Hawthorn
- eveorient
- Oct 1
- 1 min read
“Are we Irish?” She’d asked.
“Well, my grandma was half Irish, so that makes you…” Her mom paused. “One sixteenth Irish!”
Is that enough? she wondered, under the red-berried Hawthorn, wrapped in the black witch’s cape and hat her mom wore every Halloween. Except this one. She could hear shouts of the last trick-or-treaters—middle schoolers emptying bowls on porches with signs instructing: “Please take one.”
She reached into her pumpkin candy bucket, which contained no candy, and pulled out a warm, wax-paper-wrapped package. She unwrapped it and gently placed the lump of mashed potatoes on the ground at the root of the Hawthorn tree, a ghostly blob in the deep dusk.
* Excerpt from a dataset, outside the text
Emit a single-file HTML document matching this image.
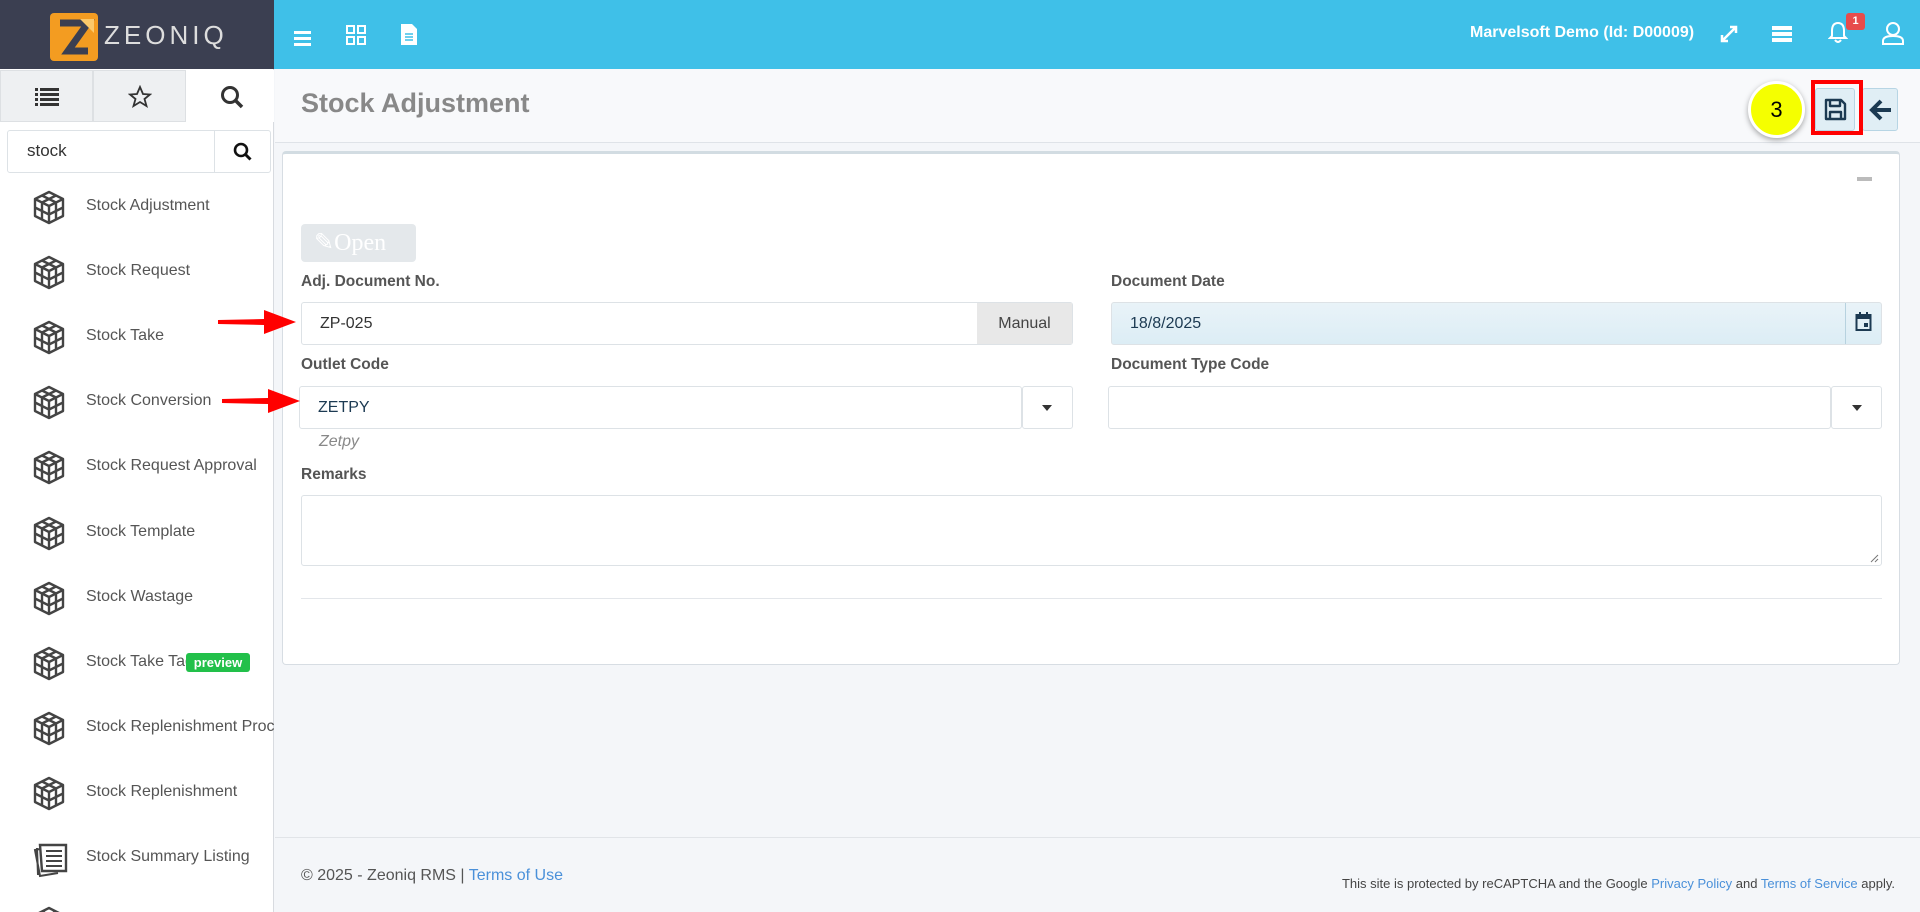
<!DOCTYPE html>
<html style="overflow:hidden;height:912px"><head><meta charset="utf-8"><style>
*{box-sizing:border-box;margin:0;padding:0}
body{width:1920px;height:912px;overflow:hidden;font-family:"Liberation Sans",sans-serif;background:#f4f6f9;position:relative;color:#555}
.abs{position:absolute}
.top{left:0;top:0;width:1920px;height:69px;background:#3fc0e8}
.logo{left:0;top:0;width:274px;height:69px;background:#3b3f51}
.side{left:0;top:69px;width:274px;height:843px;background:#fff;border-right:1px solid #d8dbe0}
.tab{top:70px;height:52px;background:#eef0f2;border:1px solid #dde0e3}
.mi{left:86px;font-size:16px;color:#555}
.ic{left:32px}
.lbl{font-size:15.5px;font-weight:bold;color:#555}
.inp{background:#fff;border:1px solid #dde2e6;border-radius:3px;height:43px;font-size:16px;color:#333;padding:12px 18px}
.caret{width:0;height:0;border-left:5px solid transparent;border-right:5px solid transparent;border-top:6px solid #333}
</style></head><body>
<div class="abs top"></div>
<div class="abs logo"></div>
<svg class="abs" style="left:50px;top:13px" width="48" height="48" viewBox="0 0 48 48"><rect width="48" height="48" rx="4" fill="#f39c21"/><path d="M10 10 H38 L18 38 H38" stroke="#3b3f51" stroke-width="7" fill="none"/><path d="M30 6 L44 6 L44 20Z" fill="#fcc96a"/></svg>
<div class="abs" style="left:104px;top:20px;font-size:26px;color:#ddd;letter-spacing:4px">ZEONIQ</div>
<div class="abs" style="left:294px;top:31px;width:17px;height:3px;background:#fff;box-shadow:0 6px #fff,0 12px #fff"></div>
<svg class="abs" style="left:346px;top:25px" width="20" height="20"><g fill="none" stroke="#fff" stroke-width="2"><rect x="1" y="1" width="7" height="7"/><rect x="12" y="1" width="7" height="7"/><rect x="1" y="12" width="7" height="7"/><rect x="12" y="12" width="7" height="7"/></g></svg>
<svg class="abs" style="left:401px;top:24px" width="16" height="21"><path d="M0 0H11L16 5V21H0Z" fill="#fff"/><path d="M4 10H12M4 13H12M4 16H12" stroke="#3fc0e8" stroke-width="1.5"/></svg>
<div class="abs" style="left:1470px;top:24px;font-size:16px;color:#fff;font-weight:bold">Marvelsoft Demo (Id: D00009)</div>
<svg class="abs" style="left:1720px;top:25px" width="18" height="18"><path d="M2 16L16 2M10 2H16V8M2 10V16H8" stroke="#fff" stroke-width="2.5" fill="none"/></svg>
<svg class="abs" style="left:1772px;top:26px" width="20" height="17"><rect y="0" width="20" height="4" fill="#fff"/><rect y="6" width="20" height="4" fill="#fff"/><rect y="12" width="20" height="4" fill="#fff"/></svg>
<svg class="abs" style="left:1828px;top:21px" width="20" height="22"><path d="M10 2C5 2 4 6 4 10V15L2 17H18L16 15V10C16 6 15 2 10 2ZM7 19Q10 23 13 19" stroke="#fff" stroke-width="2" fill="none"/></svg>
<div class="abs" style="left:1846px;top:13px;width:19px;height:17px;background:#e74c4c;border-radius:3px;color:#fff;font-size:11px;font-weight:bold;text-align:center;line-height:17px">1</div>
<svg class="abs" style="left:1882px;top:21px" width="22" height="24"><circle cx="11" cy="8" r="6" stroke="#fff" stroke-width="2" fill="none"/><path d="M1 23V20C1 16 5 15 11 15S21 16 21 20V23Z" stroke="#fff" stroke-width="2" fill="none"/></svg>

<div class="abs side"></div>
<div class="abs tab" style="left:0;width:93px"></div>
<div class="abs tab" style="left:93px;width:93px"></div>
<div class="abs" style="left:186px;top:70px;width:88px;height:52px;background:#fff"></div>
<svg class="abs" style="left:35px;top:88px" width="24" height="18"><g fill="#333"><rect x="0" y="0" width="3" height="3"/><rect x="5" y="0" width="19" height="3"/><rect x="0" y="5" width="3" height="3"/><rect x="5" y="5" width="19" height="3"/><rect x="0" y="10" width="3" height="3"/><rect x="5" y="10" width="19" height="3"/><rect x="0" y="15" width="3" height="3"/><rect x="5" y="15" width="19" height="3"/></g></svg>
<svg class="abs" style="left:128px;top:85px" width="24" height="23"><path d="M12 2L15 9L22 9.5L16.5 14L18.5 21L12 17L5.5 21L7.5 14L2 9.5L9 9Z" stroke="#333" stroke-width="1.8" fill="none"/></svg>
<svg class="abs" style="left:220px;top:85px" width="24" height="24"><circle cx="10" cy="10" r="7.5" stroke="#333" stroke-width="3" fill="none"/><path d="M15.5 15.5L22 22" stroke="#333" stroke-width="3.5"/></svg>
<div class="abs" style="left:7px;top:130px;width:264px;height:43px;border:1px solid #dde2e6;border-radius:3px;background:#fff"></div>
<div class="abs" style="left:214px;top:131px;width:1px;height:41px;background:#dde2e6"></div>
<div class="abs" style="left:27px;top:141px;font-size:17px;color:#333">stock</div>
<svg class="abs" style="left:233px;top:142px" width="19" height="19"><circle cx="8" cy="8" r="6" stroke="#111" stroke-width="2.6" fill="none"/><path d="M12.5 12.5L17.5 17.5" stroke="#111" stroke-width="3"/></svg>

<svg width="0" height="0" style="position:absolute"><defs><g id="cube"><path d="M17 2L31 9V26L17 33L3 26V9Z M3 9L17 16L31 9 M17 16V33 M10 5.5L24 12.5V29.5 M24 5.5L10 12.5V29.5 M3 17.5L17 24.5L31 17.5" stroke="#444" stroke-width="2.4" fill="none" stroke-linejoin="round"/></g></defs></svg>
<svg class="abs ic" style="top:190px" width="34" height="35"><use href="#cube"/></svg><div class="abs mi" style="top:197px">Stock Adjustment</div>
<svg class="abs ic" style="top:255px" width="34" height="35"><use href="#cube"/></svg><div class="abs mi" style="top:262px">Stock Request</div>
<svg class="abs ic" style="top:320px" width="34" height="35"><use href="#cube"/></svg><div class="abs mi" style="top:327px">Stock Take</div>
<svg class="abs ic" style="top:385px" width="34" height="35"><use href="#cube"/></svg><div class="abs mi" style="top:392px">Stock Conversion</div>
<svg class="abs ic" style="top:450px" width="34" height="35"><use href="#cube"/></svg><div class="abs mi" style="top:457px">Stock Request Approval</div>
<svg class="abs ic" style="top:516px" width="34" height="35"><use href="#cube"/></svg><div class="abs mi" style="top:523px">Stock Template</div>
<svg class="abs ic" style="top:581px" width="34" height="35"><use href="#cube"/></svg><div class="abs mi" style="top:588px">Stock Wastage</div>
<svg class="abs ic" style="top:646px" width="34" height="35"><use href="#cube"/></svg><div class="abs mi" style="top:653px">Stock Take Tag</div>
<div class="abs" style="left:186px;top:653px;width:64px;height:19px;background:#22c04a;border-radius:3px;color:#fff;font-size:13px;font-weight:bold;text-align:center;line-height:19px">preview</div>
<svg class="abs ic" style="top:711px" width="34" height="35"><use href="#cube"/></svg><div class="abs mi" style="top:718px;width:188px;overflow:hidden;white-space:nowrap">Stock Replenishment Process</div>
<svg class="abs ic" style="top:776px" width="34" height="35"><use href="#cube"/></svg><div class="abs mi" style="top:783px">Stock Replenishment</div>
<svg class="abs" style="left:32px;top:841px" width="36" height="38"><path d="M8 4H34V30H10Z" stroke="#444" stroke-width="2.4" fill="#fff"/><path d="M14 10H30M14 15H30M14 20H30M14 25H30" stroke="#444" stroke-width="2"/><path d="M8 8L3 9L8 35L26 32 M5 7L6 34" stroke="#444" stroke-width="2" fill="none"/></svg>
<div class="abs mi" style="top:848px">Stock Summary Listing</div>
<svg class="abs ic" style="top:906px" width="34" height="6"><use href="#cube"/></svg>

<div class="abs" style="left:275px;top:69px;width:1645px;height:74px;background:#f8f9fb;border-bottom:1px solid #dfe3e8"></div>
<div class="abs" style="left:301px;top:88px;font-size:27px;font-weight:bold;color:#888">Stock Adjustment</div>
<div class="abs" style="left:1815px;top:88px;width:40px;height:43px;background:#e0eef5;border:1px solid #b7d5e4;border-radius:3px"></div>
<div class="abs" style="left:1862px;top:88px;width:36px;height:43px;background:#e0eef5;border:1px solid #b7d5e4;border-radius:3px"></div>
<svg class="abs" style="left:1824px;top:98px" width="23" height="23"><path d="M2 2H17L21 6V21H2Z M6 2V8H16V2 M6 21V14H17V21" stroke="#1c3a52" stroke-width="2.4" fill="none" stroke-linejoin="round"/></svg>
<svg class="abs" style="left:1869px;top:99px" width="24" height="22"><path d="M22 11H4M12 2L3 11L12 20" stroke="#1c3a52" stroke-width="4" fill="none"/></svg>
<div class="abs" style="left:1811px;top:80px;width:52px;height:55px;border:4px solid #f00"></div>
<div class="abs" style="left:1748px;top:81px;width:57px;height:57px;border-radius:50%;background:#f5ff00;border:3px solid #fff;box-shadow:0 2px 6px rgba(0,0,0,.35);font-size:22px;color:#000;text-align:center;line-height:51px">3</div>

<div class="abs" style="left:282px;top:151px;width:1618px;height:514px;background:#fff;border:1px solid #d7dde3;border-top:3px solid #d2dce2;border-radius:4px"></div>
<div class="abs" style="left:1857px;top:177px;width:15px;height:4px;background:#bbb"></div>
<div class="abs" style="left:301px;top:224px;width:115px;height:38px;background:#e4e8eb;border-radius:4px;color:#fff;font-family:'Liberation Serif',serif;font-size:24px;padding:4px 0 0 13px">&#9998;Open</div>
<div class="abs lbl" style="left:301px;top:273px">Adj. Document No.</div>
<div class="abs inp" style="left:301px;top:302px;width:772px">ZP-025</div>
<div class="abs" style="left:977px;top:303px;width:95px;height:41px;background:#e8e8e8;font-size:16px;color:#444;text-align:center;line-height:41px">Manual</div>
<div class="abs lbl" style="left:1111px;top:273px">Document Date</div>
<div class="abs inp" style="left:1111px;top:302px;width:771px;background:linear-gradient(#e9f3f8,#dcedf5);color:#1c3a52">18/8/2025</div>
<div class="abs" style="left:1845px;top:303px;width:1px;height:41px;background:#b7d2df"></div>
<svg class="abs" style="left:1855px;top:312px" width="17" height="20"><rect x="1.5" y="3" width="14" height="15" stroke="#1c3a52" stroke-width="2" fill="none"/><rect x="1.5" y="3" width="14" height="4" fill="#1c3a52"/><path d="M5 0V4M12 0V4" stroke="#1c3a52" stroke-width="2"/><rect x="9" y="11" width="4" height="4" fill="#1c3a52"/></svg>
<div class="abs lbl" style="left:301px;top:356px">Outlet Code</div>
<div class="abs inp" style="left:299px;top:386px;width:723px;color:#1c3a52">ZETPY</div>
<div class="abs inp" style="left:1022px;top:386px;width:51px"></div>
<div class="abs caret" style="left:1042px;top:405px"></div>
<div class="abs" style="left:319px;top:433px;font-size:16px;font-style:italic;color:#888">Zetpy</div>
<div class="abs lbl" style="left:1111px;top:356px">Document Type Code</div>
<div class="abs inp" style="left:1108px;top:386px;width:723px"></div>
<div class="abs inp" style="left:1831px;top:386px;width:51px"></div>
<div class="abs caret" style="left:1852px;top:405px"></div>
<div class="abs lbl" style="left:301px;top:466px">Remarks</div>
<div class="abs inp" style="left:301px;top:495px;width:1581px;height:71px"></div>
<svg class="abs" style="left:1870px;top:554px" width="9" height="9"><path d="M1 8L8 1M5 8L8 5" stroke="#777"/></svg>
<div class="abs" style="left:301px;top:598px;width:1581px;height:1px;background:#e3e6ea"></div>

<svg class="abs" style="left:218px;top:308px" width="78" height="28"><path d="M0 12L46 11V2L78 14L46 26V17L0 16Z" fill="#f00"/></svg>
<svg class="abs" style="left:222px;top:387px" width="78" height="28"><path d="M0 12L46 11V2L78 14L46 26V17L0 16Z" fill="#f00"/></svg>

<div class="abs" style="left:275px;top:837px;width:1645px;height:1px;background:#e1e4e8"></div>
<div class="abs" style="left:301px;top:867px;font-size:16px;color:#555">© 2025 - Zeoniq RMS | <span style="color:#4a90d9">Terms of Use</span></div>
<div class="abs" style="right:25px;top:876px;font-size:13px;color:#444">This site is protected by reCAPTCHA and the Google <span style="color:#4a90d9">Privacy Policy</span> and <span style="color:#4a90d9">Terms of Service</span> apply.</div>
</body></html>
“It’s an Irish tradition,” her mom had told her, “to put mashed potatoes under a Hawthorn tree on Halloween night, for the fairies.”
“Fairies,” she whispered. “I brought you potatoes. Will you help my mom come home from the hospital?” The night grew darker.
Silently, someone appeared.
The gray kitten from across the street. He sniffed the potatoes, licked them with his tiny pink tongue, then butted his head into her hand. She lifted the warm, purring creature and they flitted home.